##### Collected data #####

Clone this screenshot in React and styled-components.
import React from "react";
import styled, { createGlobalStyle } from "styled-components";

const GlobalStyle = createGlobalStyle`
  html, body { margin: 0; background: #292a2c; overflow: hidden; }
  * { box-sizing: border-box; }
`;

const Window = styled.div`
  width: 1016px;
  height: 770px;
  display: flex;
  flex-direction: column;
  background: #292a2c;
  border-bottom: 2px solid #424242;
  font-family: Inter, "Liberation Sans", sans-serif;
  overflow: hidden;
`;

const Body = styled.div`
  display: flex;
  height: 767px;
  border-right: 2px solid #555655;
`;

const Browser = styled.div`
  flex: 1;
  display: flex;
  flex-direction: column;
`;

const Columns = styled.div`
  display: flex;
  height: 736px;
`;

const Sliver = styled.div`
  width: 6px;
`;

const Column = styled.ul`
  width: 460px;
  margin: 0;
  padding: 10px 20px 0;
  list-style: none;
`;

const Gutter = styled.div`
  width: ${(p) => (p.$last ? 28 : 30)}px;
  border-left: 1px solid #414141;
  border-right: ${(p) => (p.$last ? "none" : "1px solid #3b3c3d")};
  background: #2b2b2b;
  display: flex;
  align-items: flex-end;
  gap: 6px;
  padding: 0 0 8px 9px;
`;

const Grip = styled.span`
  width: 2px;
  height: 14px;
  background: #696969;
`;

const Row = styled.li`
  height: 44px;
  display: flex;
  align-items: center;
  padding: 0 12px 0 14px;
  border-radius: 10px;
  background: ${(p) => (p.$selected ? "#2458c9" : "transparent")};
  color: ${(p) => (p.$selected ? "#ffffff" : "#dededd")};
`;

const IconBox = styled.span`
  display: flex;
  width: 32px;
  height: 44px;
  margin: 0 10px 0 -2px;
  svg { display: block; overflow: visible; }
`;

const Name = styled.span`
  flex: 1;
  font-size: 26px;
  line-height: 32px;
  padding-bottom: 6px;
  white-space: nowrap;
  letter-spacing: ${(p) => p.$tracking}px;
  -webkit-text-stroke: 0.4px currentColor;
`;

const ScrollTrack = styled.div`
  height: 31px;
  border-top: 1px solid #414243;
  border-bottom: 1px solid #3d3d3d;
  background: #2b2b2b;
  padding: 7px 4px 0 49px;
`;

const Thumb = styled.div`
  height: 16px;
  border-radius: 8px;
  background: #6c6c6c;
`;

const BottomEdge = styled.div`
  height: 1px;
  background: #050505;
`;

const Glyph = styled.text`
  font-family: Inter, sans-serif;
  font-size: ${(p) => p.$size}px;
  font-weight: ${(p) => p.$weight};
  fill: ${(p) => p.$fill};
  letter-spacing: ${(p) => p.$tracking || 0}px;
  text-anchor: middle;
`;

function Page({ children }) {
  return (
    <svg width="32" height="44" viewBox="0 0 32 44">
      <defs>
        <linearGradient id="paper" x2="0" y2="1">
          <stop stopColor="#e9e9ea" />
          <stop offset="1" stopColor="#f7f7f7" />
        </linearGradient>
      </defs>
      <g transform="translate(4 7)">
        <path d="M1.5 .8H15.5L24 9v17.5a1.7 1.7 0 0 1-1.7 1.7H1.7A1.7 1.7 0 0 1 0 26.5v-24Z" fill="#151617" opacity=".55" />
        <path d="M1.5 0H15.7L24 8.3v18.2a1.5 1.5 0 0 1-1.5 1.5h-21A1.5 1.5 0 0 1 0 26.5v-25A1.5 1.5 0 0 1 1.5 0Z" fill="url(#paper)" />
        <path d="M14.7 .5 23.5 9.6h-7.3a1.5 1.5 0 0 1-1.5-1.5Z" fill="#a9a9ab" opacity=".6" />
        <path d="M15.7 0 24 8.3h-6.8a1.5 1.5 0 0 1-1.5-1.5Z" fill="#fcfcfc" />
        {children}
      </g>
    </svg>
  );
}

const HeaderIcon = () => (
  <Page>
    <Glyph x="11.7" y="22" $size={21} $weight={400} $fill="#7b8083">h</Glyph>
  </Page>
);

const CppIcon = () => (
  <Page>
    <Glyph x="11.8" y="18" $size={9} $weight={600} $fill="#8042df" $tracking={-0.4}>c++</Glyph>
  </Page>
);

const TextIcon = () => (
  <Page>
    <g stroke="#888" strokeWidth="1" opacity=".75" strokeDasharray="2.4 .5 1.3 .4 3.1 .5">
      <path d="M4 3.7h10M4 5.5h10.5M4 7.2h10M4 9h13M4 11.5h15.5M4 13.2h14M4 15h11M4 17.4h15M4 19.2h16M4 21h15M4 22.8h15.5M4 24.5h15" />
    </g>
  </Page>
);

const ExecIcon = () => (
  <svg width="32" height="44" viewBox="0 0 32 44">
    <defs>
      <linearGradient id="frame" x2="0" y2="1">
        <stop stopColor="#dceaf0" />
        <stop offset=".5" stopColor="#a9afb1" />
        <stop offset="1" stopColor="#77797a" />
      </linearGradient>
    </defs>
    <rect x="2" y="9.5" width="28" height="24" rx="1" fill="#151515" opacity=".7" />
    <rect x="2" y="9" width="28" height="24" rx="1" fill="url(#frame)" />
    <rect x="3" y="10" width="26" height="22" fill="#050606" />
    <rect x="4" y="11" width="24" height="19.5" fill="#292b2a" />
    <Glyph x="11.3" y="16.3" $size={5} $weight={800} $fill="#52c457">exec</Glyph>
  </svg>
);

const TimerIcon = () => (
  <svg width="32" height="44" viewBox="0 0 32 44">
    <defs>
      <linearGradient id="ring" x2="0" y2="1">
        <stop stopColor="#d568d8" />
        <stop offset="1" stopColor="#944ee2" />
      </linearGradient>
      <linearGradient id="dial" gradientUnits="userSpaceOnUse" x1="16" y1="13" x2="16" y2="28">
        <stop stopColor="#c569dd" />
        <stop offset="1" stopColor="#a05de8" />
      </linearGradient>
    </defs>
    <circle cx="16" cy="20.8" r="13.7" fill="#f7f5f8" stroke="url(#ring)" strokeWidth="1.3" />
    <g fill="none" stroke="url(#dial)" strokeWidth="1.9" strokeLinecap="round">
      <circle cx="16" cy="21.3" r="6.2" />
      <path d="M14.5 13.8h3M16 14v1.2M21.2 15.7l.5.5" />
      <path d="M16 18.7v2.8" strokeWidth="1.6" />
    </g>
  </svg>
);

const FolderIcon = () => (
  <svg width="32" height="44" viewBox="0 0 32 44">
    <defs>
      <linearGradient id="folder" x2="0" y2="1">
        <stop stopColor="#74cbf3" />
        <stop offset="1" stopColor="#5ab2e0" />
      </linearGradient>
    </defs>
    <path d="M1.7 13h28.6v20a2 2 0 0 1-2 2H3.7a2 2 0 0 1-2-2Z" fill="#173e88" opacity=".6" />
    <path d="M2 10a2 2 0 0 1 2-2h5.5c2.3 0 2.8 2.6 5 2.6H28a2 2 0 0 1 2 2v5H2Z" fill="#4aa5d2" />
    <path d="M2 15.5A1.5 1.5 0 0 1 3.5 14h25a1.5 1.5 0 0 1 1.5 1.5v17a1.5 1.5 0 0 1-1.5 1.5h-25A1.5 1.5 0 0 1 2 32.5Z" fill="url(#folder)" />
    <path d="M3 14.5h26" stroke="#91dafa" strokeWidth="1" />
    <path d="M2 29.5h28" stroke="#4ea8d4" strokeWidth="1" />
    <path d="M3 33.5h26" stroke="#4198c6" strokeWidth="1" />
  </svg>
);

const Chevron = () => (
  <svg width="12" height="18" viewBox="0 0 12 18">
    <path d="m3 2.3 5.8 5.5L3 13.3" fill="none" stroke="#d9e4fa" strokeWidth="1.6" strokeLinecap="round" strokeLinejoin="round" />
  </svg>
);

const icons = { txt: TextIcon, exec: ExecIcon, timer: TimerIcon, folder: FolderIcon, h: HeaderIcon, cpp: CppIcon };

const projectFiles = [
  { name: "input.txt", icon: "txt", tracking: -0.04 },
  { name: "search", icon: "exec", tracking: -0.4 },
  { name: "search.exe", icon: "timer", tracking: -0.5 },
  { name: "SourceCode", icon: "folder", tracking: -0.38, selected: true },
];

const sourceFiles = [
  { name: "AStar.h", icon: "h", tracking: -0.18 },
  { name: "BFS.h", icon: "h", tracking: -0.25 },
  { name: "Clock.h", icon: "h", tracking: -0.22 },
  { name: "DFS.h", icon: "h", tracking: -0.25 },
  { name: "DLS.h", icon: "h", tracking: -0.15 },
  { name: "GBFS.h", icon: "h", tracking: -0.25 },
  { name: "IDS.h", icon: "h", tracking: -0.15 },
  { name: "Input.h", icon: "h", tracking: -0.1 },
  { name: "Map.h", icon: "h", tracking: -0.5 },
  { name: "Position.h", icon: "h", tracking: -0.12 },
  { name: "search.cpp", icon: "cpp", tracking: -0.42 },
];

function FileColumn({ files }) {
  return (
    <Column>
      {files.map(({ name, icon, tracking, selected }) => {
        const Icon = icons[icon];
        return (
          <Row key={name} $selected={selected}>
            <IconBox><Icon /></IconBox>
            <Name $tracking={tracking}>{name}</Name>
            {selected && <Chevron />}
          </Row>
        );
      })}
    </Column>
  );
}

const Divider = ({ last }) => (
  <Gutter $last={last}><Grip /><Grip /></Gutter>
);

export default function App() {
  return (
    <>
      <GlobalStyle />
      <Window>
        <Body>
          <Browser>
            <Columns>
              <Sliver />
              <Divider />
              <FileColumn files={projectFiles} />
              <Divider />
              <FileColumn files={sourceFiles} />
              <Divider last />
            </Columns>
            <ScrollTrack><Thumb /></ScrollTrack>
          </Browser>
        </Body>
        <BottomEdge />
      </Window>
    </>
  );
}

#####

* Written problem *
Display every line of the listing that contains the string "React".

* Finished answer *
Clone this screenshot in React and styled-components.
import React from "react";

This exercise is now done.